Given \( T(8,-2), U(-8,2), V(-9,5) \), and \( W(x, 4) \). Find \( x \) such that \( \overline{T U} \| \overline{V W} \). Answer Attempt 1 out of 2

To find \( x \) such that \( \overline{T U} \| \overline{V W} \), we first need to determine the slopes of the lines \( \overline{TU} \) and \( \overline{VW} \).
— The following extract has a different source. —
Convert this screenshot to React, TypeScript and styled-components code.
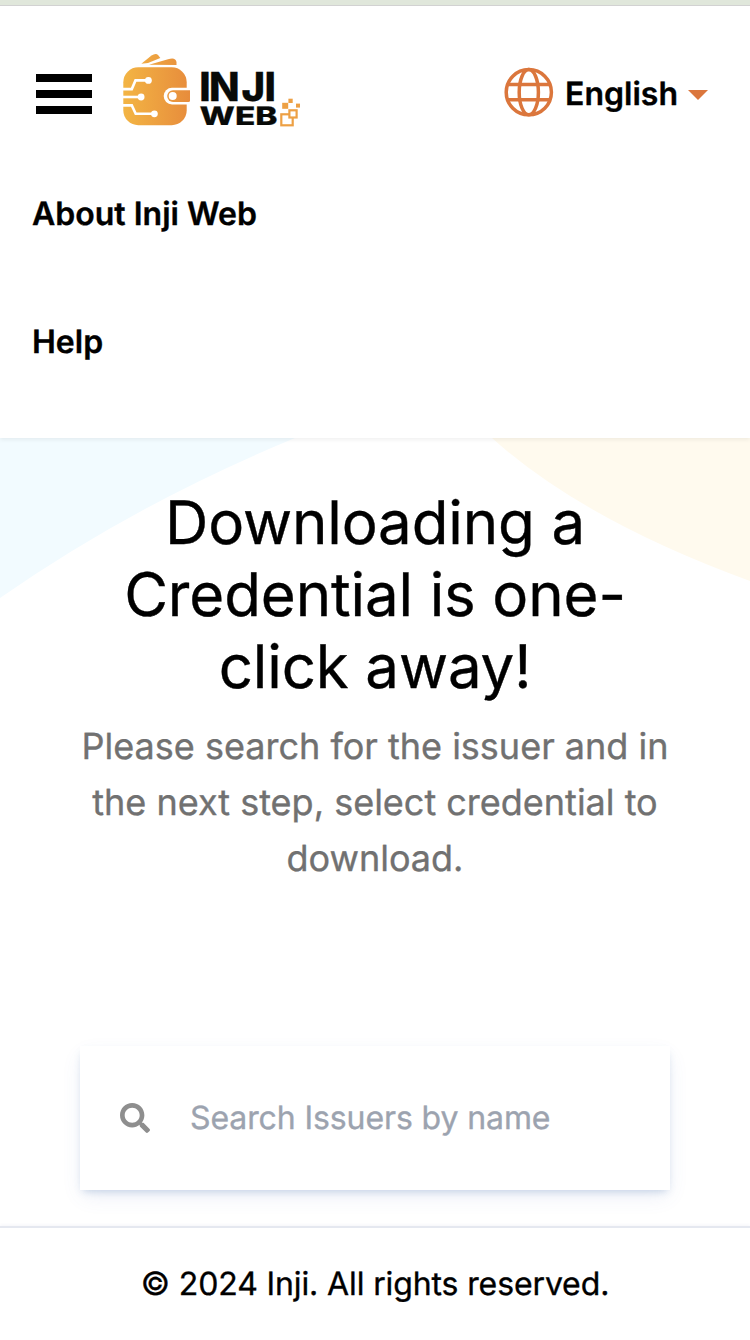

The slope of the line segment \( \overline{TU} \) between points \( T(8, -2) \) and \( U(-8, 2) \) is given by: \[ \text{slope of } \overline{TU} = \frac{y_2 - y_1}{x_2 - x_1} = \frac{2 - (-2)}{-8 - 8} = \frac{2 + 2}{-16} = \frac{4}{-16} = -\frac{1}{4} \] Next, we will find the slope of the line segment \( \overline{VW} \) between points \( V(-9, 5) \) and \( W(x, 4) \): \[ \text{slope of } \overline{VW} = \frac{4 - 5}{x - (-9)} = \frac{-1}{x + 9} \] Since \( \overline{TU} \) and \( \overline{VW} \) are parallel, their slopes must be equal: \[ -\frac{1}{4} = \frac{-1}{x + 9} \] To solve for \( x \), we cross-multiply: \[ -1 \cdot (x + 9) = -4 \cdot 1 \] This simplifies to: \[ -x - 9 = -4 \] Now, adding 9 to both sides gives us: \[ -x = 5 \quad \Rightarrow \quad x = -5 \] Thus, the value of \( x \) such that \( \overline{TU} \| \overline{VW} \) is \( \boxed{-5} \).